Dans le foisonnement des interrelations qui unissent cinéma et littérature, celles tissées entre le 7ème art - selon l'expression de Riciotto Canudo -, et la poésie sont certainement les plus rares. Pollet a forgé une oeuvre qui correspond à l'une des conceptions possibles d'un cinéma de poésie. Esthétique cinématographique qui s'accorde à une poétique, mais aussi rencontres réelles et virtuelles - de ces alliances chères à Gilles Deleuze -, avec des poètes.

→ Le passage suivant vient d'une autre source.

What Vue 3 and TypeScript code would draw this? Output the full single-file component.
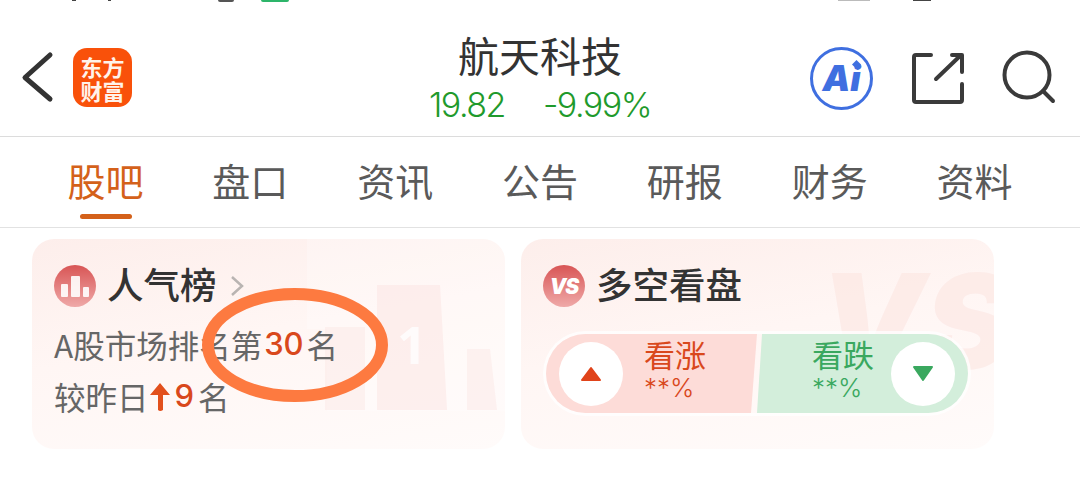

Une première tendance de son cinéma joue sur des figures et postures héritées du burlesque tel que les surréalistes l'ont perçu, ou les dadaïstes si l'on préfère suivre Deleuze dans les oppositions qu'il fait entre « école » surréaliste et « mouvement » dadaïste. Quitte à choisir, mieux vaut dès lors opter pour l'idée d'un mouvement en dehors de toute école. Ligne de fuite tracée dans la modernité cinématographique. Le premier versant stylistique de Pollet s'incarne en particulier dans la figure du comédien Jean-Pierre Melki, qui semble précisément tout droit venu du cinéma muet pour habiter d'étrange manière le territoire du cinéma parlant. Apparu dès le premier court métrage de Pollet - Pourvu qu'on ait l'ivresse (1958) - Melki interpréta aussi, par exemple, un danseur de tango dans L'Acrobate (1976). Un sketch du film collectif, manifeste de la Nouvelle Vague, Paris vu par (1963, qui associe Pollet aux noms de Godard, Rohmer, Chabrol, Douchet, Rouch), intitulé « Rue St-Denis », propose une confrontation entre ce personnage timide, maigre, de petite taille, et Micheline Dax en prostituée atypique (grande, tonitruante, imposante). Une devinette absurde occupe le centre de ce film bref : « Quelle est la différence entre Florence et Bécon-les-Bruyères ? / A Bécon-les-Bruyères il y a des filles qui s'appellent Florence, tandis qu'à Florence, il n'y a pas de filles qui s'appellent Bécon-les-Bruyères ». Humour décalé, visuel et verbal, assez proche de celui pratiqué dans son cinéma par Jacques Rozier.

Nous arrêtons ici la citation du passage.